Pages as source code
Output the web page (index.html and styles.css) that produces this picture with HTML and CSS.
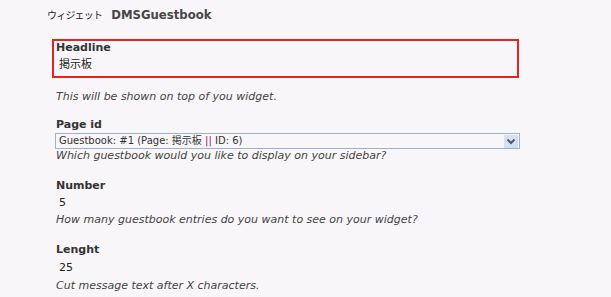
FILE: index.html
```html
<!DOCTYPE html>
<html>
<head>
<meta charset="utf-8">
<link rel="stylesheet" href="styles.css">
</head>
<body>
<div class="page">
  <h2 class="title"><span class="jp">ウィジェット</span><b>DMSGuestbook</b></h2>
  <div class="field highlight">
    <div class="label">Headline</div>
    <div class="value">掲示板</div>
  </div>
  <div class="desc first">This will be shown on top of you widget.</div>

  <div class="label l2">Page id</div>
  <div class="select">
    <span>Guestbook: #1 (Page: 掲示板 <span class="sep">||</span> ID: 6)</span>
    <span class="arrow"><svg width="14" height="13" viewBox="0 0 14 13"><path d="M1 12 H13 V1" fill="none" stroke="#c8d8ea" stroke-width="1"/><path d="M3.5 4.5 L7 8 L10.5 4.5" fill="none" stroke="#4a5a7a" stroke-width="2"/></svg></span>
  </div>
  <div class="desc">Which guestbook would you like to display on your sidebar?</div>

  <div class="label l3">Number</div>
  <div class="value v2">5</div>
  <div class="desc">How many guestbook entries do you want to see on your widget?</div>

  <div class="label l3">Lenght</div>
  <div class="value v2 v3">25</div>
  <div class="desc d3">Cut message text after X characters.</div>
</div>
</body>
</html>
```

FILE: styles.css
```css
html, body {
  margin: 0;
  padding: 0;
  background: #f8f6f8;
}
body {
  font-family: "DejaVu Sans", Verdana, "Noto Sans CJK JP", sans-serif;
  color: #333333;
  font-size: 11px;
}
.page {
  padding: 7px 0 0 47px;
  width: 470px;
}
.title {
  margin: 0;
  height: 16px;
  font-size: 11.7px;
  line-height: 16px;
  font-weight: normal;
  color: #333;
  display: flex;
  align-items: baseline;
}
.title .jp {
  font-family: "Noto Sans CJK JP", sans-serif;
  font-size: 10px;
  letter-spacing: -0.8px;
  margin-right: 9px;
  color: #222;
}
.title b {
  font-weight: bold;
  color: #464646;
}
.field.highlight {
  margin: 16px 0 0 5px;
  border: 2px solid #e52421;
  height: 35px;
  width: 461px;
  padding: 0 0 0 2px;
  box-sizing: content-box;
}
.label {
  font-weight: bold;
  font-size: 11px;
  line-height: 14px;
  color: #333;
}
.value {
  font-family: "Noto Sans CJK JP", sans-serif;
  font-size: 11px;
  line-height: 14px;
  padding-left: 3px;
  margin-top: 1px;
  color: #222;
}
.desc {
  font-style: italic;
  font-size: 11px;
  line-height: 14px;
  color: #444;
  margin-left: 9px;
}
.desc.first {
  margin-top: 12px;
}
.l2 {
  margin: 14px 0 0 9px;
}
.select {
  margin: 1px 0 0 8px;
  width: 460px;
  height: 14px;
  border: 1px solid #9db3cc;
  background: #f8f6f8;
  display: flex;
  align-items: center;
  justify-content: space-between;
  font-size: 10px;
  line-height: 14px;
  padding-left: 3px;
  box-sizing: content-box;
  color: #333;
}
.select .sep {
  color: #7a2a8a;
}
.arrow {
  display: flex;
  width: 14px;
  height: 13px;
  background: #d6e2f0;
  margin-right: 1px;
}
.l3 {
  margin: 16px 0 0 9px;
}
.v2 {
  font-family: "DejaVu Sans", Verdana, sans-serif;
  margin-left: 9px;
  padding-left: 3px;
  line-height: 20px;
  margin-top: 0;
}
.v3 {
  margin-top: 1px;
}
.d3 {
  margin-top: 1px;
}
```
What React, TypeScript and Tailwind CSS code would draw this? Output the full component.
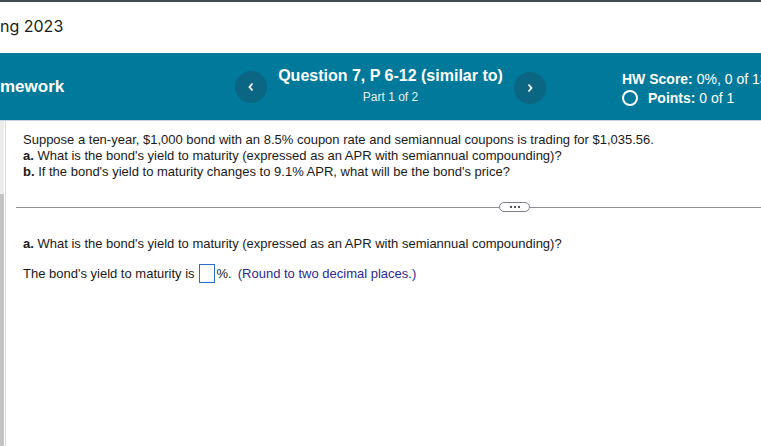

Your objective:
Pictures in the records should not appear in your copy, but everything else must be transcribed exactly.

Expected output:
Output the web page (index.html and styles.css) that produces this picture with HTML and CSS.
FILE: index.html
```html
<!DOCTYPE html>
<html>
<head>
<meta charset="utf-8">
<link rel="stylesheet" href="styles.css">
</head>
<body>
<div class="page">
  <h2 class="title"><span class="jp">ウィジェット</span><b>DMSGuestbook</b></h2>
  <div class="field highlight">
    <div class="label">Headline</div>
    <div class="value">掲示板</div>
  </div>
  <div class="desc first">This will be shown on top of you widget.</div>

  <div class="label l2">Page id</div>
  <div class="select">
    <span>Guestbook: #1 (Page: 掲示板 <span class="sep">||</span> ID: 6)</span>
    <span class="arrow"><svg width="14" height="13" viewBox="0 0 14 13"><path d="M1 12 H13 V1" fill="none" stroke="#c8d8ea" stroke-width="1"/><path d="M3.5 4.5 L7 8 L10.5 4.5" fill="none" stroke="#4a5a7a" stroke-width="2"/></svg></span>
  </div>
  <div class="desc">Which guestbook would you like to display on your sidebar?</div>

  <div class="label l3">Number</div>
  <div class="value v2">5</div>
  <div class="desc">How many guestbook entries do you want to see on your widget?</div>

  <div class="label l3">Lenght</div>
  <div class="value v2 v3">25</div>
  <div class="desc d3">Cut message text after X characters.</div>
</div>
</body>
</html>
```

FILE: styles.css
```css
html, body {
  margin: 0;
  padding: 0;
  background: #f8f6f8;
}
body {
  font-family: "DejaVu Sans", Verdana, "Noto Sans CJK JP", sans-serif;
  color: #333333;
  font-size: 11px;
}
.page {
  padding: 7px 0 0 47px;
  width: 470px;
}
.title {
  margin: 0;
  height: 16px;
  font-size: 11.7px;
  line-height: 16px;
  font-weight: normal;
  color: #333;
  display: flex;
  align-items: baseline;
}
.title .jp {
  font-family: "Noto Sans CJK JP", sans-serif;
  font-size: 10px;
  letter-spacing: -0.8px;
  margin-right: 9px;
  color: #222;
}
.title b {
  font-weight: bold;
  color: #464646;
}
.field.highlight {
  margin: 16px 0 0 5px;
  border: 2px solid #e52421;
  height: 35px;
  width: 461px;
  padding: 0 0 0 2px;
  box-sizing: content-box;
}
.label {
  font-weight: bold;
  font-size: 11px;
  line-height: 14px;
  color: #333;
}
.value {
  font-family: "Noto Sans CJK JP", sans-serif;
  font-size: 11px;
  line-height: 14px;
  padding-left: 3px;
  margin-top: 1px;
  color: #222;
}
.desc {
  font-style: italic;
  font-size: 11px;
  line-height: 14px;
  color: #444;
  margin-left: 9px;
}
.desc.first {
  margin-top: 12px;
}
.l2 {
  margin: 14px 0 0 9px;
}
.select {
  margin: 1px 0 0 8px;
  width: 460px;
  height: 14px;
  border: 1px solid #9db3cc;
  background: #f8f6f8;
  display: flex;
  align-items: center;
  justify-content: space-between;
  font-size: 10px;
  line-height: 14px;
  padding-left: 3px;
  box-sizing: content-box;
  color: #333;
}
.select .sep {
  color: #7a2a8a;
}
.arrow {
  display: flex;
  width: 14px;
  height: 13px;
  background: #d6e2f0;
  margin-right: 1px;
}
.l3 {
  margin: 16px 0 0 9px;
}
.v2 {
  font-family: "DejaVu Sans", Verdana, sans-serif;
  margin-left: 9px;
  padding-left: 3px;
  line-height: 20px;
  margin-top: 0;
}
.v3 {
  margin-top: 1px;
}
.d3 {
  margin-top: 1px;
}
```
What React, TypeScript and Tailwind CSS code would draw this? Output the full component.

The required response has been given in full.